1. Field of the Invention
The invention relates in general to a voltage supplying apparatus, and more particularly to a voltage supplying apparatus preventing the breakdown of the electronic circuit coupled thereto due to the process deviation of a voltage-drop device.
2. Description of the Related Art
Ordinary electronic circuits such as a voltage control oscillator (VCO) must use a voltage supplier to provide a stable operating voltage Vcc. Referring to FIG. 1, a circuit diagram of a conventional voltage control oscillator coupled with a voltage supplier is shown. The conventional voltage supplier 100 includes a voltage generator 110 and a regulator 120. The voltage generator 110 is for providing a constant voltage Vs, i.e., a band gap reference voltage. The regulator 120 includes an amplifier 122 and a P-typed metal oxide semiconductor (PMOS) transistor P1. The amplifier 122 has its negative input terminal (−) coupled with the voltage generator 110 for receiving the constant voltage Vs and has its output terminal coupled with the gate electrode of the transistor P1. The resistor R2 and the resistor R1 are serially connected to the drain electrode of the transistor P1. The amplifier 122 has its positive input terminal (+) connected to the joint of the resistor R2 and the resistor R1 to form a feedback circuit. The drain electrode of the transistor P1 is for outputting an output voltage Vo. Therefore, the relation between the output voltage Vo and input voltage Vs is expressed as Vo=Vs*(R1+R2)/R1 according to the feedback circuit inside the regulator 120.

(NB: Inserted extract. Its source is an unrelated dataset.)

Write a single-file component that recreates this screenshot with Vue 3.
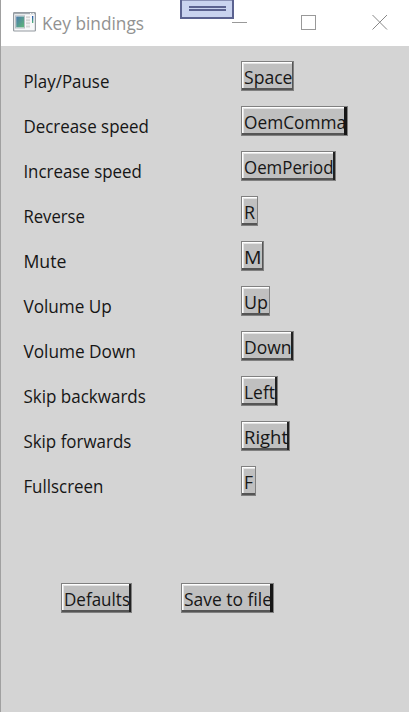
<script setup>
const bindings = [
  { label: 'Play/Pause', lw: 86, key: 'Space', w: 53, kw: 48.5, edge: 1 },
  { label: 'Decrease speed', lw: 125.5, key: 'OemComma', w: 107, kw: 102, edge: 3 },
  { label: 'Increase speed', lw: 118.5, key: 'OemPeriod', w: 95, kw: 89.5, edge: 2 },
  { label: 'Reverse', lw: 61.5, key: 'R', w: 17, kw: 11, edge: 0 },
  { label: 'Mute', lw: 43, key: 'M', w: 23, kw: 17.5, edge: 1 },
  { label: 'Volume Up', lw: 88.5, key: 'Up', w: 29, kw: 24, edge: 0 },
  { label: 'Volume Down', lw: 112.5, key: 'Down', w: 53, kw: 47.5, edge: 2 },
  { label: 'Skip backwards', lw: 122.5, key: 'Left', w: 37, kw: 31, edge: 2 },
  { label: 'Skip forwards', lw: 108, key: 'Right', w: 49, kw: 44, edge: 2 },
  { label: 'Fullscreen', lw: 80, key: 'F', w: 15, kw: 9, edge: 0 },
]
const actions = [
  { key: 'Defaults', w: 71, kw: 66, edge: 2 },
  { key: 'Save to file', w: 93, kw: 88, edge: 3 },
]
</script>

<template>
  <div class="window">
    <header class="titlebar">
      <svg class="app-icon" width="23" height="20" viewBox="0 0 23 20">
        <defs>
          <linearGradient id="pane" x1="0" y1="0" x2="1" y2="1">
            <stop offset="0" stop-color="#4a78ac" /><stop offset="1" stop-color="#5fb878" />
          </linearGradient>
          <linearGradient id="bar" x1="0" y1="0" x2="0" y2="1">
            <stop offset="0" stop-color="#2350b0" /><stop offset="1" stop-color="#55b878" />
          </linearGradient>
        </defs>
        <rect x=".6" y=".6" width="21.8" height="18.4" rx=".8" fill="#f8f9fa" stroke="#949aa0" stroke-width="1.2" />
        <path d="M1 1.5H22" stroke="#a4abb1" stroke-width="1.4" />
        <path d="M17 1.5h1.3M19.5 1.5h1.3" stroke="#fff" />
        <rect x="2.5" y="3.8" width="9" height="12.2" fill="#fff" stroke="#b8bec3" />
        <rect x="3.2" y="4.5" width="7.8" height="10.8" fill="url(#pane)" />
        <path d="M13 5.2h4M13 8.2h4M13 11.2h4M13 14.5h4" stroke="#d5d5d5" stroke-width="2" />
        <rect x="19" y="4" width="1.3" height="7" fill="url(#bar)" />
      </svg>
      <svg class="title" width="110" height="30">
        <text x="0" y="22" textLength="102" lengthAdjust="spacingAndGlyphs">Key bindings</text>
      </svg>
      <svg class="controls" width="156" height="16" viewBox="0 0 156 16" shape-rendering="crispEdges">
        <path d="M0 8.5H15M69.5 1.5H83.5V15.5H69.5Z" fill="none" stroke="#999" />
        <path d="M140.5 1L155 15.5M155 1L140.5 15.5" fill="none" stroke="#888" shape-rendering="auto" />
      </svg>
      <div class="handle"><i></i><i></i></div>
    </header>
    <main>
      <div v-for="b in bindings" :key="b.label" class="row">
        <svg class="label" width="218" height="30">
          <text x="0.4" y="27" :textLength="b.lw" lengthAdjust="spacingAndGlyphs">{{ b.label }}</text>
        </svg>
        <button :class="['key', 'edge-' + b.edge]" :style="{ width: b.w + 'px' }">
          <svg width="100%" height="30">
            <text x="3" y="22.5" :textLength="b.kw" lengthAdjust="spacingAndGlyphs">{{ b.key }}</text>
          </svg>
        </button>
      </div>
      <div class="actions">
        <button v-for="a in actions" :key="a.key" :class="['key', 'edge-' + a.edge]" :style="{ width: a.w + 'px' }">
          <svg width="100%" height="30">
            <text x="3" y="22.5" :textLength="a.kw" lengthAdjust="spacingAndGlyphs">{{ a.key }}</text>
          </svg>
        </button>
      </div>
    </main>
  </div>
</template>

<style>
body { margin: 0; overflow: hidden; }
</style>
<style scoped>
.window {
  box-sizing: border-box;
  width: 409px;
  height: 712px;
  border-left: 1px solid #a0a0a0;
  background: #d4d4d4;
  font-family: "Open Sans", "Noto Sans", sans-serif;
  font-size: 18px;
}
svg { display: block; flex: none; overflow: visible; }
.titlebar {
  position: relative;
  box-sizing: border-box;
  display: flex;
  align-items: flex-start;
  height: 46px;
  padding-left: 12px;
  background: #fff;
}
.app-icon { margin-top: 12px; }
.title { margin: 8px 0 0 6px; fill: #929292; font-size: 19px; }
.controls { margin: 14px 0 0 80px; }
.handle {
  position: absolute;
  left: 179px;
  top: 0;
  box-sizing: border-box;
  display: flex;
  flex-direction: column;
  align-items: center;
  gap: 1px;
  width: 54px;
  height: 19px;
  padding-top: 6px;
  border: 2px solid #5b6290;
  border-top-width: 0;
  background: #c9d3ef;
}
.handle::before { content: ""; position: absolute; left: 0; right: 0; top: 0; height: 1px; background: #8990b5; }
.handle i { width: 37px; height: 2px; background: #5b6290; }
main { padding: 15px 0 0 22px; }
.row { display: flex; height: 45px; }
text { white-space: pre; }
.label { fill: #161616; }
.key {
  box-sizing: border-box;
  flex: none;
  height: 30px;
  padding: 0;
  border: 0;
  background: #c0c0c0;
  color: #161616;
  font: inherit;
  box-shadow: inset 0 0 0 1px #808080, inset 0 -3px 0 #555, inset 2px 2px 0 #fff, inset 3px 3px 0 #e4e4e4;
}
.key svg { fill: #161616; }
.edge-1 { box-shadow: inset 0 0 0 1px #808080, inset -2px -3px 0 #555, inset 2px 2px 0 #fff, inset 3px 3px 0 #e4e4e4; }
.edge-2 { box-shadow: inset 0 0 0 1px #808080, inset -3px 0 0 #222, inset 0 -3px 0 #555, inset 2px 2px 0 #fff, inset 3px 3px 0 #e4e4e4; }
.edge-3 { box-shadow: inset 0 0 0 1px #808080, inset -4px 0 0 #161616, inset 0 -3px 0 #555, inset 2px 2px 0 #fff, inset 3px 3px 0 #e4e4e4; }
.actions { display: flex; gap: 49px; padding: 72px 0 0 38px; }
</style>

However, during wafer manufacturing process, the voltage-drop device included in VCO 130, a resistor R3 or a transistor N1 (or N3) for instance, normally requires a process of multi-layer masks. During the lithography manufacturing process, the resistor or the transistor located in the middle part of the exposure region of the same wafer can be manufactured with a higher accuracy than otherwise. That is to say, for transistors and resistors located in the middle part of the exposure region, their respective threshold voltage and resistance value are more accurate than those located in other parts thereof. The exposure region located in the edges of a mask is likely to have deviation in resistance value or threshold voltage due to the diffraction or reflection of the light. Besides, during the ion doping process, the density of the doping ions may vary with their locations on the wafer and thus the features of the devices on the wafer may also vary with their locations on the wafer. Normally, the deviation in resistance value or threshold voltage generated due to the process deviation is approximately ±20%. Since the voltage-drop devices have the process deviation, deviation in an input current Io of the VCO130 occurs. Moreover, when the input current Io is too weak, the normal operation of VCO130 will even be affected.